Can you get surgical latex of ebay


----------



## flipgun (Nov 14, 2012)

Simple Shot sells various thickness of Hygienic Latex. Guaranteed fresh and at a very good price.


----------



## 14585 (Aug 9, 2015)

Doesit shoot as fast as Thera band


----------



## 14585 (Aug 9, 2015)

What?!


----------



## fsimpson (May 13, 2014)

i`m with shew97 , walmart green works just fine if i run out of thera band gold ( stores just down the street) . and after the harry reid attack i`m kind

of scared of tbg .....


----------



## flipgun (Nov 14, 2012)

Tom Stevens said:


> Doesit shoot as fast as Thera band


Most certainly! I actually prefer it.


----------



## Barky Bow (Jun 14, 2014)

Hey Tom I have some of the 0.4 latex from simpleshot and it is fantastic. PM me your address and I will send you a sample so you can try it out yourself.

Clint


----------



## quarterinmynose (Jan 21, 2012)

Yup latex ferser.

Simple shot sells both theraband and latex, and they do ship overseas. It might be a bit higher cost with the shipping and all, but you know you got the good stuff either way you go, thera or latex.


----------



## treefork (Feb 1, 2010)

Tom Stevens said:


> Doesit shoot as fast as Thera band


About 10 % faster


----------



## Chuck Daehler (Mar 17, 2015)

fSimpson, don't worry about TBG, it's fine, the issue with Reid didn't have anything to do with TBG breaking, it flew out of his grip and smacked him in the face (eye). It was the clutz factor and not TBG's issue. So don't be afraid to use TBG or any other good elastic.

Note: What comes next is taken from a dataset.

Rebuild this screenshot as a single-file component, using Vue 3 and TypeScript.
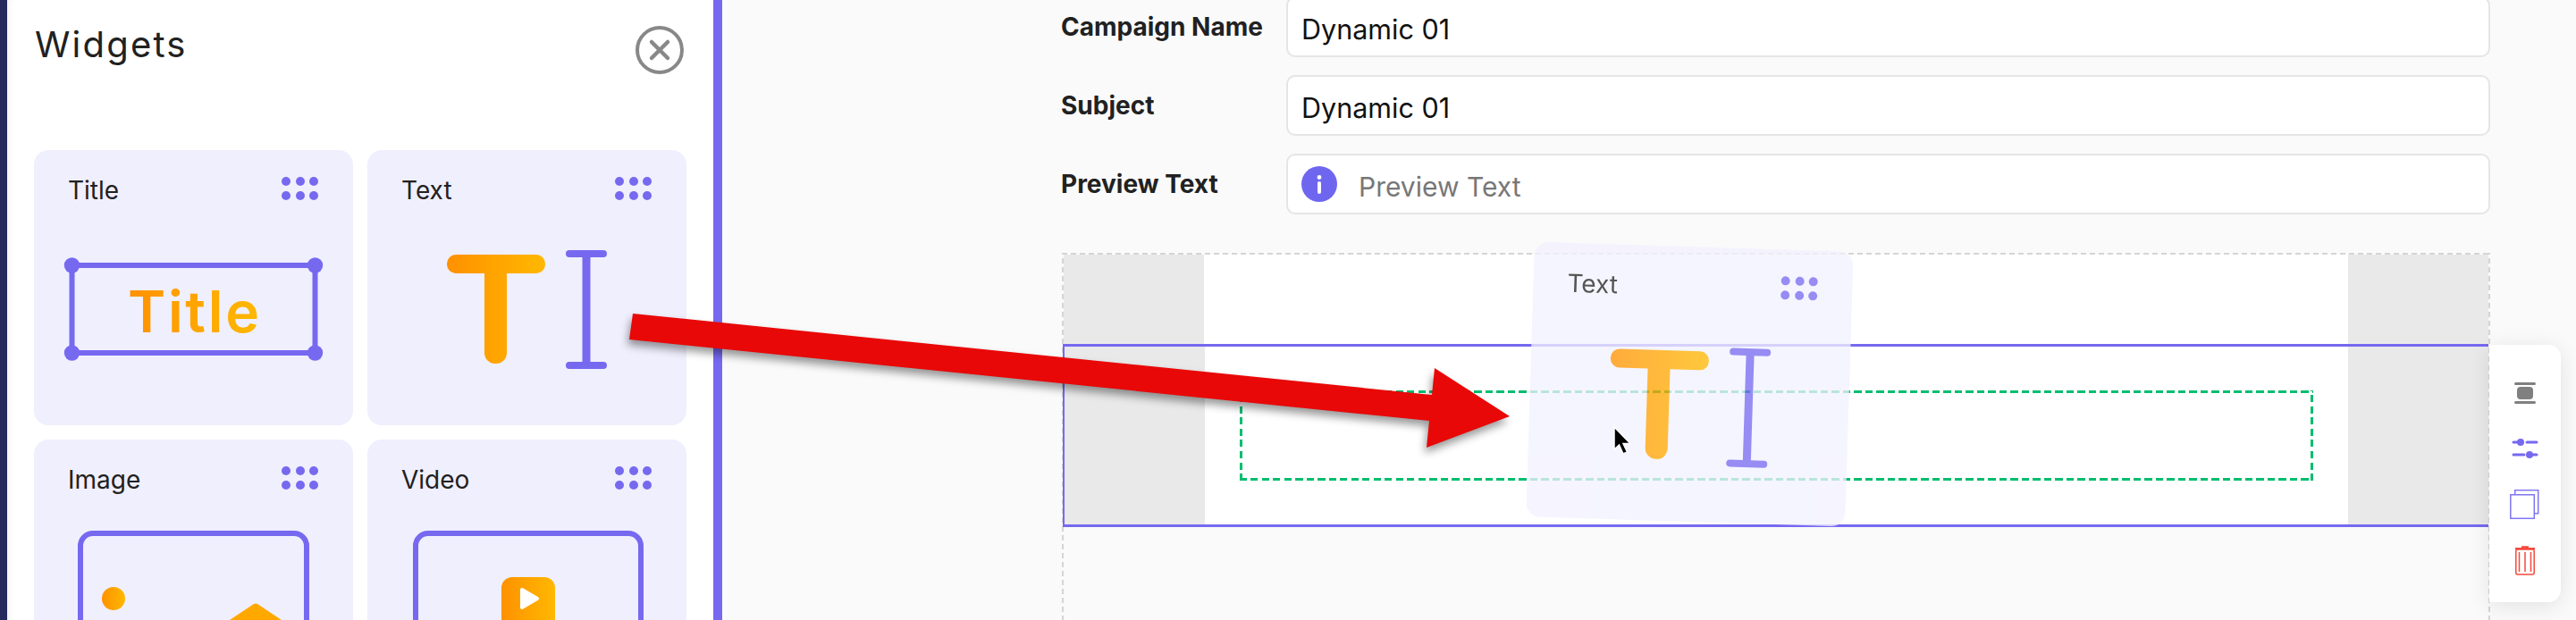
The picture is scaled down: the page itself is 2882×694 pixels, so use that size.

Alternative? I was shooting four of my SSs today, one had Alliance Sterling big ole wide rubber bands that shoot as well as an equal width of TBG. They are harder to pull and are thicker and actually have more power and also more velocity (since they have more elastic due to thickness) than the equal width of TBG. A friend bought me 2 boxes of 80 for ten USD each box at Walmart. I've not had the honor of trying Gold's Gym green but everyone says it's good elastic. Competitors I've noticed in photos of meets often use Simple Shot's natural latex...a bit more zing for a given dimension of it. LOL, condoms, supposedly natural latex, have been known to work for slingshots albeit bulky...but does not take the risk out of "shooting". I think latex bands or tubes last longer than anything else... correct me if I'm wrong fellas.


----------



## fsimpson (May 13, 2014)

fSimpson, don't worry about TBG, it's fine, the issue with Reid didn't have anything to do with TBG breaking, it flew out of his grip and smacked him in the face (eye). It was the clutz factor and not TBG's issue. So don't be afraid to use TBG or any other good elastic.

i was just kidding chuck ---------


----------



## WillSCatapults (Sep 27, 2015)

WillSCatapults said:


> Slingshot Forum Moderators Deleted this post.


I put this because I did not like the post that I posted


----------



## Chuck Daehler (Mar 17, 2015)

Ah! since you used the past tense of delete, deleted, that indicates a mod deleted your post..a quirk of English...tenses mean different things. What you meant to say was "Moderators, delete this post".

For newer members, since we're on this subject as a splinter off the Theraband topic, if a moderator deletes a post usually, not always, they send a PM stating why so as to guide us in the future of what sort of post is permitted and what is not to prevent future issues so as to keep the forum a happy respectful family oriented web site.


----------



## WillSCatapults (Sep 27, 2015)

Thanks


----------



## Henry the Hermit (Jun 2, 2010)

OK, now I have deleted some posts, 5 at the OP request, mine, and the one quoting mine.


----------



## Crimson Owl (Jun 29, 2014)

Love how every post suddenly becomes a commercial


----------



## unkraut (Feb 1, 2014)

Servus ud Hallo,

Kintex.de






In Europe, the price-performance ratio, Kintex fully OK!
-
But do not Golden, see other clips ...... in the channel.
-
Whether there is a band in the US, or somewhere else? I do not know, just ask again ....
Even the color of the bands is great .... but a good speed if you choose the right length. Two to three times after binding, is not a problem with the charge that I have here ....
-
Greeting


----------



## unkraut (Feb 1, 2014)

unkraut said:


> Servus ud Hallo,
> 
> Kintex.de
> 
> ...


----------



## stuticius (Oct 18, 2015)

I've been using golds gym red from wallyworld it was in a 3 pack with blue and purple the package says red is .055 blue is .045 and purp is .034 thickness. Anyone's else try these before? I've only used bigbox tubes theraband green and office rubber so I don't have the best reference to tbg or dankung tubes but the red bands pack a punch!


----------



## stuticius (Oct 18, 2015)

Sry was .55 red .45 blue and .30 purple


----------